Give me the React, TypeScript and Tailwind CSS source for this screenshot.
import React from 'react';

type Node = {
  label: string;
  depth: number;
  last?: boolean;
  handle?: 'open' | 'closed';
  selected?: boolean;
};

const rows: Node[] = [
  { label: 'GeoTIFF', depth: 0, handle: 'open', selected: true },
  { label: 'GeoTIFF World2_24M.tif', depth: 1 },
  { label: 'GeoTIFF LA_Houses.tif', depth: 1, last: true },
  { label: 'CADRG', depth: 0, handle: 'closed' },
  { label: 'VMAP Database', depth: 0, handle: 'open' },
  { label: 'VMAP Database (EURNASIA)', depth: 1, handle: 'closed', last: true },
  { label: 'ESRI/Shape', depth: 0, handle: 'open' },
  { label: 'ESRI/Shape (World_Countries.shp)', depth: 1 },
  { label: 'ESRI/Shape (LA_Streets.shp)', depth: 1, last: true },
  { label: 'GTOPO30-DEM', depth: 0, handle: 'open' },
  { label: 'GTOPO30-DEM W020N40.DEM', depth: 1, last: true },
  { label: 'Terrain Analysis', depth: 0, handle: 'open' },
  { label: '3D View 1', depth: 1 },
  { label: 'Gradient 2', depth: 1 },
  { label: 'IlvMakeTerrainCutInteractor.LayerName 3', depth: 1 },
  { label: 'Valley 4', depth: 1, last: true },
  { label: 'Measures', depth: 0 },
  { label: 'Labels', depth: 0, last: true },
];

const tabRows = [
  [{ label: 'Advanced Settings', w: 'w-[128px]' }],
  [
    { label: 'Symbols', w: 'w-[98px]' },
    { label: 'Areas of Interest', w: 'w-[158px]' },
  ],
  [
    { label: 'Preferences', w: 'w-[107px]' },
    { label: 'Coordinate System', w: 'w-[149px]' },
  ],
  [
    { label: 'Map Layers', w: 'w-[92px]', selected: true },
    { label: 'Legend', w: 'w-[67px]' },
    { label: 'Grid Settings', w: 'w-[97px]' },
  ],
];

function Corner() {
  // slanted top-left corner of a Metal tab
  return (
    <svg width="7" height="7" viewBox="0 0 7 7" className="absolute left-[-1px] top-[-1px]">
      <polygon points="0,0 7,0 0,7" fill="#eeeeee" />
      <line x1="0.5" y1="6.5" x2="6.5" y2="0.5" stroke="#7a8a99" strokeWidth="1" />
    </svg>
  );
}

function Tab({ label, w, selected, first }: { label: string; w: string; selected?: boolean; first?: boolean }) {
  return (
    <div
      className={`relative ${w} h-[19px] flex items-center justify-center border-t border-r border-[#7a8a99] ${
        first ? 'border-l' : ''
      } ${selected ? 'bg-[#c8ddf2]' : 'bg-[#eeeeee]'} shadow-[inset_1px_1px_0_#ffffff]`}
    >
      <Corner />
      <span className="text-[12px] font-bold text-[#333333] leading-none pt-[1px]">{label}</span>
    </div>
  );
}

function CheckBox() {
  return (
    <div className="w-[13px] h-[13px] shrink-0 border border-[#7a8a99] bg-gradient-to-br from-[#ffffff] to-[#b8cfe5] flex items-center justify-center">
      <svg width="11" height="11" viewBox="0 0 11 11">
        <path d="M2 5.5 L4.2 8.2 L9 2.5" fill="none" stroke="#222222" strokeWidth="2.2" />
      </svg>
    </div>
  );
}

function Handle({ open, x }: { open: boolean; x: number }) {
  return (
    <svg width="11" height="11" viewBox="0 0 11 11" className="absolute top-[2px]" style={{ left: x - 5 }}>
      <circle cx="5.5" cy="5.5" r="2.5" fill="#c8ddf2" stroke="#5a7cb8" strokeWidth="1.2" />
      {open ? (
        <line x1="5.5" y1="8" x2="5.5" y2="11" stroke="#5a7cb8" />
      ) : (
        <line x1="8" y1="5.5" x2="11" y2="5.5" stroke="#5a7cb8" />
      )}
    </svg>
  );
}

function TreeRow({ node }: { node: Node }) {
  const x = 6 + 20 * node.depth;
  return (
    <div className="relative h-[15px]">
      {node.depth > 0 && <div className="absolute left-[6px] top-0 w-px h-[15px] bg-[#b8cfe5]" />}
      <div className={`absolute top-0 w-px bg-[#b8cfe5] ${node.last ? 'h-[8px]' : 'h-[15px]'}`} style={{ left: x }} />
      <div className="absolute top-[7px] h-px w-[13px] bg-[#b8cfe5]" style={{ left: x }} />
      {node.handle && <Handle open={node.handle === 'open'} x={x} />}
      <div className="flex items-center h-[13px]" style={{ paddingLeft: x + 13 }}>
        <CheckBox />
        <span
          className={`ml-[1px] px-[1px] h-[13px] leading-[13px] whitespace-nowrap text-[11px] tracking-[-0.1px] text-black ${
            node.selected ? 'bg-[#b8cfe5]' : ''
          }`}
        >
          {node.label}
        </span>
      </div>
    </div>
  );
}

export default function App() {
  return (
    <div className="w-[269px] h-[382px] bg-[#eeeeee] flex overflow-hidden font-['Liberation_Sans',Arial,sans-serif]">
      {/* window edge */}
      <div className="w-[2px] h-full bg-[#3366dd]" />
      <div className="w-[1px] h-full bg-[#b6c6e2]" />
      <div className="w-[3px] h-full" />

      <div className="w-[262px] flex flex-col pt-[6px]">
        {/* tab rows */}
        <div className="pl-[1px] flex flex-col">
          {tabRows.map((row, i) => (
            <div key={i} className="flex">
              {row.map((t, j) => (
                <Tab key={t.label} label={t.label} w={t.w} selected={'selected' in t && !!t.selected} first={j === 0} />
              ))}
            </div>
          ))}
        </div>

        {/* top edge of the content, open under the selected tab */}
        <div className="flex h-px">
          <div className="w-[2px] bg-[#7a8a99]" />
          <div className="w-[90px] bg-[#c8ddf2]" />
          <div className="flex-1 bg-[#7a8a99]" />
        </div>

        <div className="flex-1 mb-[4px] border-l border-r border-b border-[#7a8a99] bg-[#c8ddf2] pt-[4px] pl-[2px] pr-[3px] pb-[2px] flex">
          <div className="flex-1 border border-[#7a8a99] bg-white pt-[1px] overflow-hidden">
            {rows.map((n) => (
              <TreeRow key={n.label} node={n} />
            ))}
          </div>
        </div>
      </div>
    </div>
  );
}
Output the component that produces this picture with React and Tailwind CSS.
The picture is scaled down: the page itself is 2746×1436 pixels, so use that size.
····················
● Task brief
Return the whole listing exactly, with every line included.

● Response for this exercise
Give me the React, TypeScript and Tailwind CSS source for this screenshot.
import React from 'react';

type Node = {
  label: string;
  depth: number;
  last?: boolean;
  handle?: 'open' | 'closed';
  selected?: boolean;
};

const rows: Node[] = [
  { label: 'GeoTIFF', depth: 0, handle: 'open', selected: true },
  { label: 'GeoTIFF World2_24M.tif', depth: 1 },
  { label: 'GeoTIFF LA_Houses.tif', depth: 1, last: true },
  { label: 'CADRG', depth: 0, handle: 'closed' },
  { label: 'VMAP Database', depth: 0, handle: 'open' },
  { label: 'VMAP Database (EURNASIA)', depth: 1, handle: 'closed', last: true },
  { label: 'ESRI/Shape', depth: 0, handle: 'open' },
  { label: 'ESRI/Shape (World_Countries.shp)', depth: 1 },
  { label: 'ESRI/Shape (LA_Streets.shp)', depth: 1, last: true },
  { label: 'GTOPO30-DEM', depth: 0, handle: 'open' },
  { label: 'GTOPO30-DEM W020N40.DEM', depth: 1, last: true },
  { label: 'Terrain Analysis', depth: 0, handle: 'open' },
  { label: '3D View 1', depth: 1 },
  { label: 'Gradient 2', depth: 1 },
  { label: 'IlvMakeTerrainCutInteractor.LayerName 3', depth: 1 },
  { label: 'Valley 4', depth: 1, last: true },
  { label: 'Measures', depth: 0 },
  { label: 'Labels', depth: 0, last: true },
];

const tabRows = [
  [{ label: 'Advanced Settings', w: 'w-[128px]' }],
  [
    { label: 'Symbols', w: 'w-[98px]' },
    { label: 'Areas of Interest', w: 'w-[158px]' },
  ],
  [
    { label: 'Preferences', w: 'w-[107px]' },
    { label: 'Coordinate System', w: 'w-[149px]' },
  ],
  [
    { label: 'Map Layers', w: 'w-[92px]', selected: true },
    { label: 'Legend', w: 'w-[67px]' },
    { label: 'Grid Settings', w: 'w-[97px]' },
  ],
];

function Corner() {
  // slanted top-left corner of a Metal tab
  return (
    <svg width="7" height="7" viewBox="0 0 7 7" className="absolute left-[-1px] top-[-1px]">
      <polygon points="0,0 7,0 0,7" fill="#eeeeee" />
      <line x1="0.5" y1="6.5" x2="6.5" y2="0.5" stroke="#7a8a99" strokeWidth="1" />
    </svg>
  );
}

function Tab({ label, w, selected, first }: { label: string; w: string; selected?: boolean; first?: boolean }) {
  return (
    <div
      className={`relative ${w} h-[19px] flex items-center justify-center border-t border-r border-[#7a8a99] ${
        first ? 'border-l' : ''
      } ${selected ? 'bg-[#c8ddf2]' : 'bg-[#eeeeee]'} shadow-[inset_1px_1px_0_#ffffff]`}
    >
      <Corner />
      <span className="text-[12px] font-bold text-[#333333] leading-none pt-[1px]">{label}</span>
    </div>
  );
}

function CheckBox() {
  return (
    <div className="w-[13px] h-[13px] shrink-0 border border-[#7a8a99] bg-gradient-to-br from-[#ffffff] to-[#b8cfe5] flex items-center justify-center">
      <svg width="11" height="11" viewBox="0 0 11 11">
        <path d="M2 5.5 L4.2 8.2 L9 2.5" fill="none" stroke="#222222" strokeWidth="2.2" />
      </svg>
    </div>
  );
}

function Handle({ open, x }: { open: boolean; x: number }) {
  return (
    <svg width="11" height="11" viewBox="0 0 11 11" className="absolute top-[2px]" style={{ left: x - 5 }}>
      <circle cx="5.5" cy="5.5" r="2.5" fill="#c8ddf2" stroke="#5a7cb8" strokeWidth="1.2" />
      {open ? (
        <line x1="5.5" y1="8" x2="5.5" y2="11" stroke="#5a7cb8" />
      ) : (
        <line x1="8" y1="5.5" x2="11" y2="5.5" stroke="#5a7cb8" />
      )}
    </svg>
  );
}

function TreeRow({ node }: { node: Node }) {
  const x = 6 + 20 * node.depth;
  return (
    <div className="relative h-[15px]">
      {node.depth > 0 && <div className="absolute left-[6px] top-0 w-px h-[15px] bg-[#b8cfe5]" />}
      <div className={`absolute top-0 w-px bg-[#b8cfe5] ${node.last ? 'h-[8px]' : 'h-[15px]'}`} style={{ left: x }} />
      <div className="absolute top-[7px] h-px w-[13px] bg-[#b8cfe5]" style={{ left: x }} />
      {node.handle && <Handle open={node.handle === 'open'} x={x} />}
      <div className="flex items-center h-[13px]" style={{ paddingLeft: x + 13 }}>
        <CheckBox />
        <span
          className={`ml-[1px] px-[1px] h-[13px] leading-[13px] whitespace-nowrap text-[11px] tracking-[-0.1px] text-black ${
            node.selected ? 'bg-[#b8cfe5]' : ''
          }`}
        >
          {node.label}
        </span>
      </div>
    </div>
  );
}

export default function App() {
  return (
    <div className="w-[269px] h-[382px] bg-[#eeeeee] flex overflow-hidden font-['Liberation_Sans',Arial,sans-serif]">
      {/* window edge */}
      <div className="w-[2px] h-full bg-[#3366dd]" />
      <div className="w-[1px] h-full bg-[#b6c6e2]" />
      <div className="w-[3px] h-full" />

      <div className="w-[262px] flex flex-col pt-[6px]">
        {/* tab rows */}
        <div className="pl-[1px] flex flex-col">
          {tabRows.map((row, i) => (
            <div key={i} className="flex">
              {row.map((t, j) => (
                <Tab key={t.label} label={t.label} w={t.w} selected={'selected' in t && !!t.selected} first={j === 0} />
              ))}
            </div>
          ))}
        </div>

        {/* top edge of the content, open under the selected tab */}
        <div className="flex h-px">
          <div className="w-[2px] bg-[#7a8a99]" />
          <div className="w-[90px] bg-[#c8ddf2]" />
          <div className="flex-1 bg-[#7a8a99]" />
        </div>

        <div className="flex-1 mb-[4px] border-l border-r border-b border-[#7a8a99] bg-[#c8ddf2] pt-[4px] pl-[2px] pr-[3px] pb-[2px] flex">
          <div className="flex-1 border border-[#7a8a99] bg-white pt-[1px] overflow-hidden">
            {rows.map((n) => (
              <TreeRow key={n.label} node={n} />
            ))}
          </div>
        </div>
      </div>
    </div>
  );
}
Output the component that produces this picture with React and Tailwind CSS.
The picture is scaled down: the page itself is 2746×1436 pixels, so use that size.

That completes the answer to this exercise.